**TASK DESCRIPTION**
Reproduce all the entries exactly and keep the pictures out.

Saved data entries:
------------------------------------------------------------

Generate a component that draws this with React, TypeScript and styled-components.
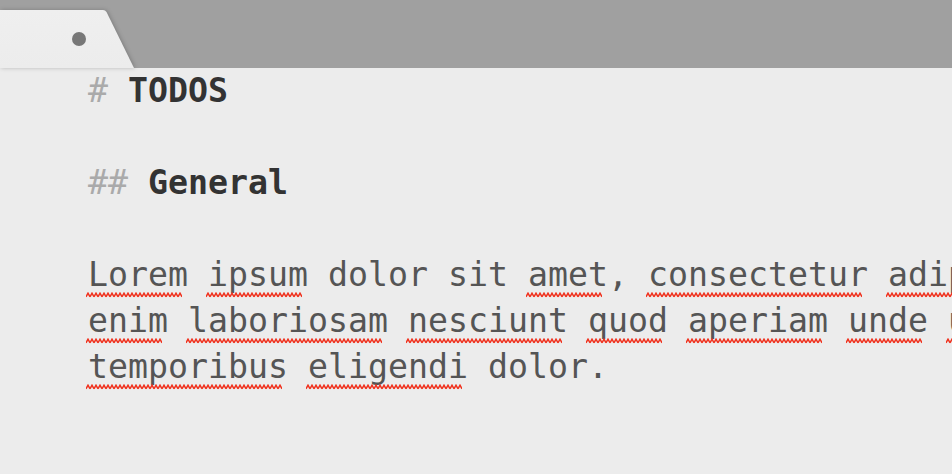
import React from "react";
import styled, { createGlobalStyle } from "styled-components";

const GlobalStyle = createGlobalStyle`
  html, body { margin: 0; padding: 0; background: #ececec; overflow: hidden; }
  body { width: 952px; height: 474px; }
`;

const Window = styled.div`
  width: 952px;
  height: 474px;
  display: flex;
  flex-direction: column;
  background: #ececec;
  overflow: hidden;
`;

const TabBar = styled.div`
  height: 68px;
  flex: none;
  background: #a0a0a0;
  display: flex;
  align-items: flex-end;
`;

const TabShadow = styled.div`
  filter: drop-shadow(1px 0 2px rgba(0, 0, 0, 0.22));
`;

const Tab = styled.div`
  position: relative;
  width: 134px;
  height: 58px;
  background: linear-gradient(#efefef, #ececec);
  clip-path: polygon(0 0, 103px 0, 105px 0.5px, 106.5px 2px, 134px 58px, 0 58px);
`;

const Dot = styled.span`
  position: absolute;
  left: 72px;
  top: 22px;
  width: 14px;
  height: 14px;
  border-radius: 50%;
  background: #777;
`;

const Editor = styled.div`
  flex: 1;
  padding-left: 88px;
  font-family: "DejaVu Sans Mono", "Liberation Mono", monospace;
  font-size: 33.22px;
  line-height: 46px;
  color: #555;
  white-space: pre;
  overflow: hidden;
`;

const Line = styled.div`
  height: 46px;
`;

const Mark = styled.span`
  color: #aaa;
`;

const Heading = styled.span`
  color: #333;
  font-weight: bold;
`;

const squiggle = encodeURIComponent(
  `<svg xmlns="http://www.w3.org/2000/svg" width="4" height="6" viewBox="0 0 4 6"><polyline points="0,4.8 2,1.2 4,4.8" fill="none" stroke="#f0301c" stroke-width="1.5" stroke-linejoin="miter"/></svg>`
);

const Misspelled = styled.span`
  position: relative;
  &::after {
    content: "";
    position: absolute;
    left: -2px;
    right: 6px;
    top: 37px;
    height: 6px;
    background-image: url("data:image/svg+xml,${squiggle}");
    background-repeat: repeat-x;
  }
`;

const W = ({ children }: { children: string }) => <Misspelled>{children}</Misspelled>;

export default function App() {
  return (
    <Window>
      <GlobalStyle />
      <TabBar>
        <TabShadow>
          <Tab>
            <Dot />
          </Tab>
        </TabShadow>
      </TabBar>
      <Editor>
        <Line>
          <Mark>#</Mark> <Heading>TODOS</Heading>
        </Line>
        <Line />
        <Line>
          <Mark>##</Mark> <Heading>General</Heading>
        </Line>
        <Line />
        <Line>
          <W>Lorem</W> <W>ipsum</W> dolor sit <W>amet</W>, <W>consectetur</W> <W>adipisicing</W> elit.
        </Line>
        <Line>
          <W>enim</W> <W>laboriosam</W> <W>nesciunt</W> <W>quod</W> <W>aperiam</W> <W>unde</W> <W>ut</W> quis
        </Line>
        <Line>
          <W>temporibus</W> <W>eligendi</W> dolor.
        </Line>
      </Editor>
    </Window>
  );
}
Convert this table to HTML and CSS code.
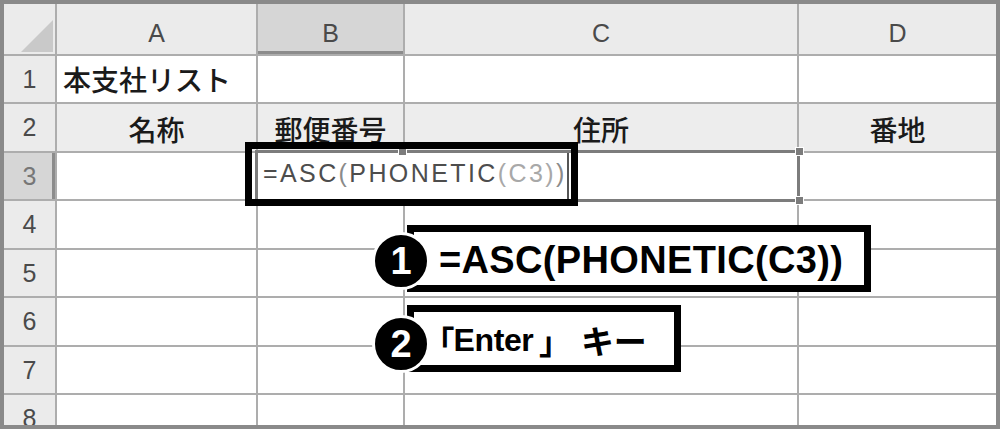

------------------------------------------------------------

**SOLUTION TO THE PROBLEM**
Generate a component that draws this with React, TypeScript and styled-components.
import React from "react";
import styled, { createGlobalStyle } from "styled-components";

const GlobalStyle = createGlobalStyle`
  html, body { margin: 0; padding: 0; background: #ececec; overflow: hidden; }
  body { width: 952px; height: 474px; }
`;

const Window = styled.div`
  width: 952px;
  height: 474px;
  display: flex;
  flex-direction: column;
  background: #ececec;
  overflow: hidden;
`;

const TabBar = styled.div`
  height: 68px;
  flex: none;
  background: #a0a0a0;
  display: flex;
  align-items: flex-end;
`;

const TabShadow = styled.div`
  filter: drop-shadow(1px 0 2px rgba(0, 0, 0, 0.22));
`;

const Tab = styled.div`
  position: relative;
  width: 134px;
  height: 58px;
  background: linear-gradient(#efefef, #ececec);
  clip-path: polygon(0 0, 103px 0, 105px 0.5px, 106.5px 2px, 134px 58px, 0 58px);
`;

const Dot = styled.span`
  position: absolute;
  left: 72px;
  top: 22px;
  width: 14px;
  height: 14px;
  border-radius: 50%;
  background: #777;
`;

const Editor = styled.div`
  flex: 1;
  padding-left: 88px;
  font-family: "DejaVu Sans Mono", "Liberation Mono", monospace;
  font-size: 33.22px;
  line-height: 46px;
  color: #555;
  white-space: pre;
  overflow: hidden;
`;

const Line = styled.div`
  height: 46px;
`;

const Mark = styled.span`
  color: #aaa;
`;

const Heading = styled.span`
  color: #333;
  font-weight: bold;
`;

const squiggle = encodeURIComponent(
  `<svg xmlns="http://www.w3.org/2000/svg" width="4" height="6" viewBox="0 0 4 6"><polyline points="0,4.8 2,1.2 4,4.8" fill="none" stroke="#f0301c" stroke-width="1.5" stroke-linejoin="miter"/></svg>`
);

const Misspelled = styled.span`
  position: relative;
  &::after {
    content: "";
    position: absolute;
    left: -2px;
    right: 6px;
    top: 37px;
    height: 6px;
    background-image: url("data:image/svg+xml,${squiggle}");
    background-repeat: repeat-x;
  }
`;

const W = ({ children }: { children: string }) => <Misspelled>{children}</Misspelled>;

export default function App() {
  return (
    <Window>
      <GlobalStyle />
      <TabBar>
        <TabShadow>
          <Tab>
            <Dot />
          </Tab>
        </TabShadow>
      </TabBar>
      <Editor>
        <Line>
          <Mark>#</Mark> <Heading>TODOS</Heading>
        </Line>
        <Line />
        <Line>
          <Mark>##</Mark> <Heading>General</Heading>
        </Line>
        <Line />
        <Line>
          <W>Lorem</W> <W>ipsum</W> dolor sit <W>amet</W>, <W>consectetur</W> <W>adipisicing</W> elit.
        </Line>
        <Line>
          <W>enim</W> <W>laboriosam</W> <W>nesciunt</W> <W>quod</W> <W>aperiam</W> <W>unde</W> <W>ut</W> quis
        </Line>
        <Line>
          <W>temporibus</W> <W>eligendi</W> dolor.
        </Line>
      </Editor>
    </Window>
  );
}
Convert this table to HTML and CSS code.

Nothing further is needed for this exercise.